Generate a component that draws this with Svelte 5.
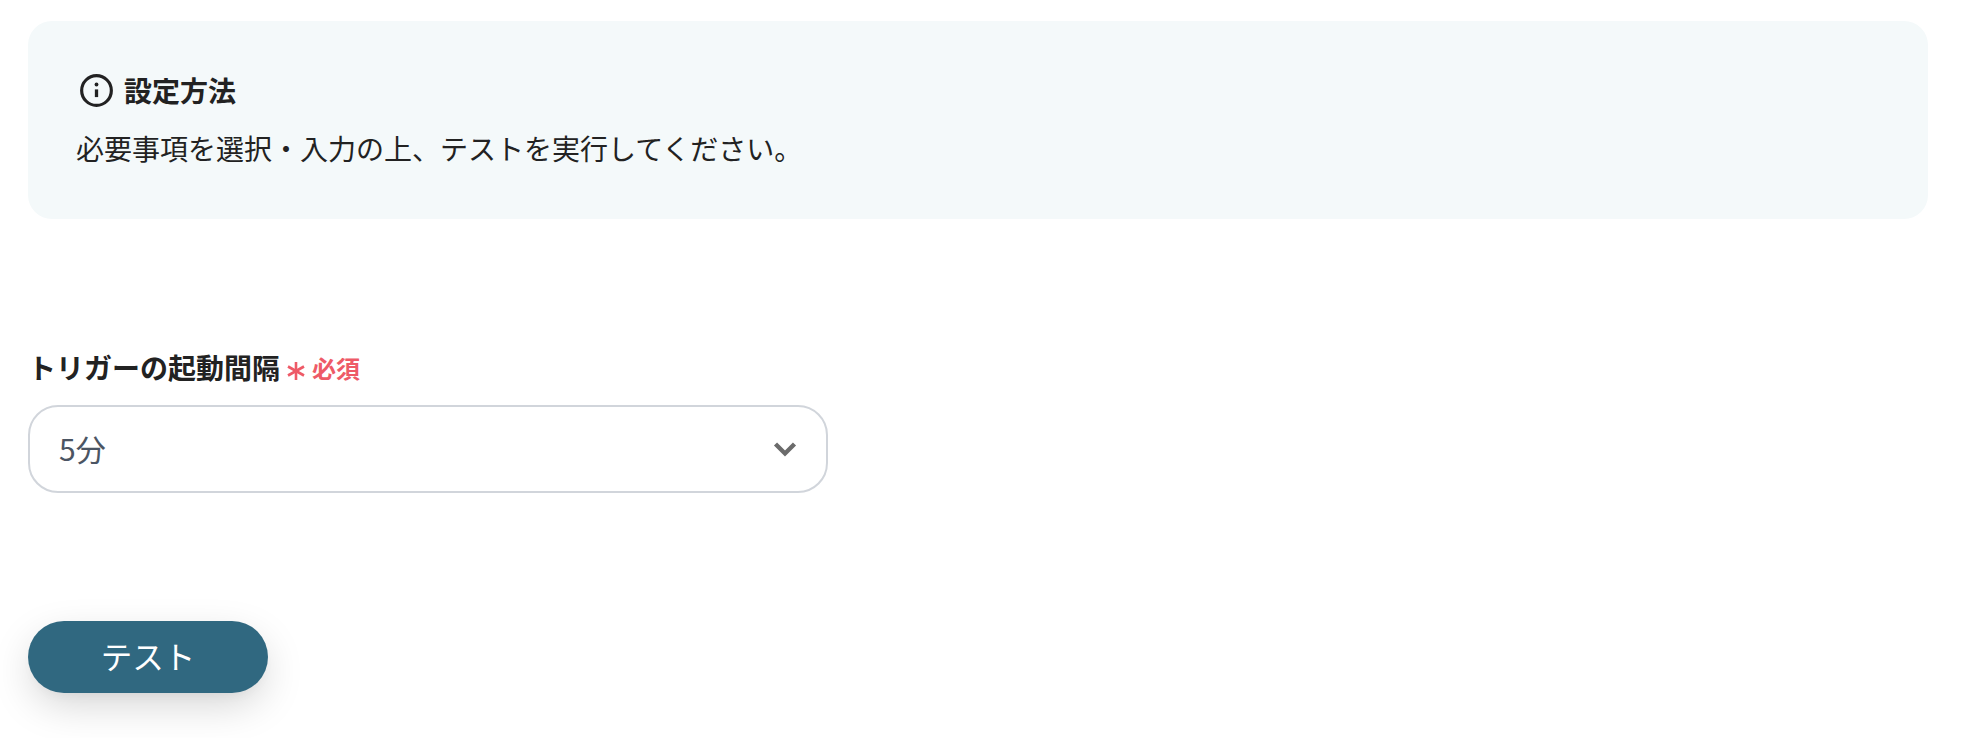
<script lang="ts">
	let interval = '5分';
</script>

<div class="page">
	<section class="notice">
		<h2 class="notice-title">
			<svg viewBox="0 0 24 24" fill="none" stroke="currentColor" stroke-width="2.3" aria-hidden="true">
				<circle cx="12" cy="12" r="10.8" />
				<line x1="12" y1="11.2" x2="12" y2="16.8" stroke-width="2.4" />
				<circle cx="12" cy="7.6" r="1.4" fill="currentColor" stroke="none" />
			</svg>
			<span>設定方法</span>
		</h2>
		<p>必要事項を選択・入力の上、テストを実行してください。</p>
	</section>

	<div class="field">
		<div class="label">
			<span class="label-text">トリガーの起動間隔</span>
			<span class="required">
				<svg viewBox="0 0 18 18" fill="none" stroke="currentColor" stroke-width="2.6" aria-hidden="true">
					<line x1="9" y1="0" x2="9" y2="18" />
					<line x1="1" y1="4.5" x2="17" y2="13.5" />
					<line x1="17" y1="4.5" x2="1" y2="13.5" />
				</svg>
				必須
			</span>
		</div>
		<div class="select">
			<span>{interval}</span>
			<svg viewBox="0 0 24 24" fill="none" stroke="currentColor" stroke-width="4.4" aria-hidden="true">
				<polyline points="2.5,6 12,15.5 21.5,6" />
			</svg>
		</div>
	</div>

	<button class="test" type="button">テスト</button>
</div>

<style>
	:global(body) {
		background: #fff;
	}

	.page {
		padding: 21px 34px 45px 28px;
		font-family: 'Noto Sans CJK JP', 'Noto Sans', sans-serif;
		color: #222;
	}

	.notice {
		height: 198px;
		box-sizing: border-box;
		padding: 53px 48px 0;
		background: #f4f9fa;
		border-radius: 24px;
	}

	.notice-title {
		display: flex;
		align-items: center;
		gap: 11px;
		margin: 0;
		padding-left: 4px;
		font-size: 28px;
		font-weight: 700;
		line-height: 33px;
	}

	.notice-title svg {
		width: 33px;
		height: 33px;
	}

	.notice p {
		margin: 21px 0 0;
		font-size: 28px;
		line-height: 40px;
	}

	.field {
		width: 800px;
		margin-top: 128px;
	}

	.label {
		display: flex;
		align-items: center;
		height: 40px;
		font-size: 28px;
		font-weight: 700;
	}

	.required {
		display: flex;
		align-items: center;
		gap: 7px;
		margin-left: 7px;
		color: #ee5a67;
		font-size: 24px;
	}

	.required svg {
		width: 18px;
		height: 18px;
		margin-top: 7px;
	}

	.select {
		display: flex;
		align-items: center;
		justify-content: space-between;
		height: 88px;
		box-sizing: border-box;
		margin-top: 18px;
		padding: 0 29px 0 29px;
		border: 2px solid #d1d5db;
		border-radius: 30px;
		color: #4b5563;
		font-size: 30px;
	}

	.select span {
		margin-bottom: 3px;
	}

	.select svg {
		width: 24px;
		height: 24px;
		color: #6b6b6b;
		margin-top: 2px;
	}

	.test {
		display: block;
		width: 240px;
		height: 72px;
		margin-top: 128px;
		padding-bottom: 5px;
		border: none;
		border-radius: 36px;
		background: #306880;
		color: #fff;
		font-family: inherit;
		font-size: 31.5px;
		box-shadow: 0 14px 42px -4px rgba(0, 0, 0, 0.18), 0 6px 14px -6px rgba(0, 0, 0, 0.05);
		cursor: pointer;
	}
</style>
******************************
* The task
Copy the whole of the material above exactly, but not its images.

* Answer for this exercise
Generate a component that draws this with Svelte 5.
<script lang="ts">
	let interval = '5分';
</script>

<div class="page">
	<section class="notice">
		<h2 class="notice-title">
			<svg viewBox="0 0 24 24" fill="none" stroke="currentColor" stroke-width="2.3" aria-hidden="true">
				<circle cx="12" cy="12" r="10.8" />
				<line x1="12" y1="11.2" x2="12" y2="16.8" stroke-width="2.4" />
				<circle cx="12" cy="7.6" r="1.4" fill="currentColor" stroke="none" />
			</svg>
			<span>設定方法</span>
		</h2>
		<p>必要事項を選択・入力の上、テストを実行してください。</p>
	</section>

	<div class="field">
		<div class="label">
			<span class="label-text">トリガーの起動間隔</span>
			<span class="required">
				<svg viewBox="0 0 18 18" fill="none" stroke="currentColor" stroke-width="2.6" aria-hidden="true">
					<line x1="9" y1="0" x2="9" y2="18" />
					<line x1="1" y1="4.5" x2="17" y2="13.5" />
					<line x1="17" y1="4.5" x2="1" y2="13.5" />
				</svg>
				必須
			</span>
		</div>
		<div class="select">
			<span>{interval}</span>
			<svg viewBox="0 0 24 24" fill="none" stroke="currentColor" stroke-width="4.4" aria-hidden="true">
				<polyline points="2.5,6 12,15.5 21.5,6" />
			</svg>
		</div>
	</div>

	<button class="test" type="button">テスト</button>
</div>

<style>
	:global(body) {
		background: #fff;
	}

	.page {
		padding: 21px 34px 45px 28px;
		font-family: 'Noto Sans CJK JP', 'Noto Sans', sans-serif;
		color: #222;
	}

	.notice {
		height: 198px;
		box-sizing: border-box;
		padding: 53px 48px 0;
		background: #f4f9fa;
		border-radius: 24px;
	}

	.notice-title {
		display: flex;
		align-items: center;
		gap: 11px;
		margin: 0;
		padding-left: 4px;
		font-size: 28px;
		font-weight: 700;
		line-height: 33px;
	}

	.notice-title svg {
		width: 33px;
		height: 33px;
	}

	.notice p {
		margin: 21px 0 0;
		font-size: 28px;
		line-height: 40px;
	}

	.field {
		width: 800px;
		margin-top: 128px;
	}

	.label {
		display: flex;
		align-items: center;
		height: 40px;
		font-size: 28px;
		font-weight: 700;
	}

	.required {
		display: flex;
		align-items: center;
		gap: 7px;
		margin-left: 7px;
		color: #ee5a67;
		font-size: 24px;
	}

	.required svg {
		width: 18px;
		height: 18px;
		margin-top: 7px;
	}

	.select {
		display: flex;
		align-items: center;
		justify-content: space-between;
		height: 88px;
		box-sizing: border-box;
		margin-top: 18px;
		padding: 0 29px 0 29px;
		border: 2px solid #d1d5db;
		border-radius: 30px;
		color: #4b5563;
		font-size: 30px;
	}

	.select span {
		margin-bottom: 3px;
	}

	.select svg {
		width: 24px;
		height: 24px;
		color: #6b6b6b;
		margin-top: 2px;
	}

	.test {
		display: block;
		width: 240px;
		height: 72px;
		margin-top: 128px;
		padding-bottom: 5px;
		border: none;
		border-radius: 36px;
		background: #306880;
		color: #fff;
		font-family: inherit;
		font-size: 31.5px;
		box-shadow: 0 14px 42px -4px rgba(0, 0, 0, 0.18), 0 6px 14px -6px rgba(0, 0, 0, 0.05);
		cursor: pointer;
	}
</style>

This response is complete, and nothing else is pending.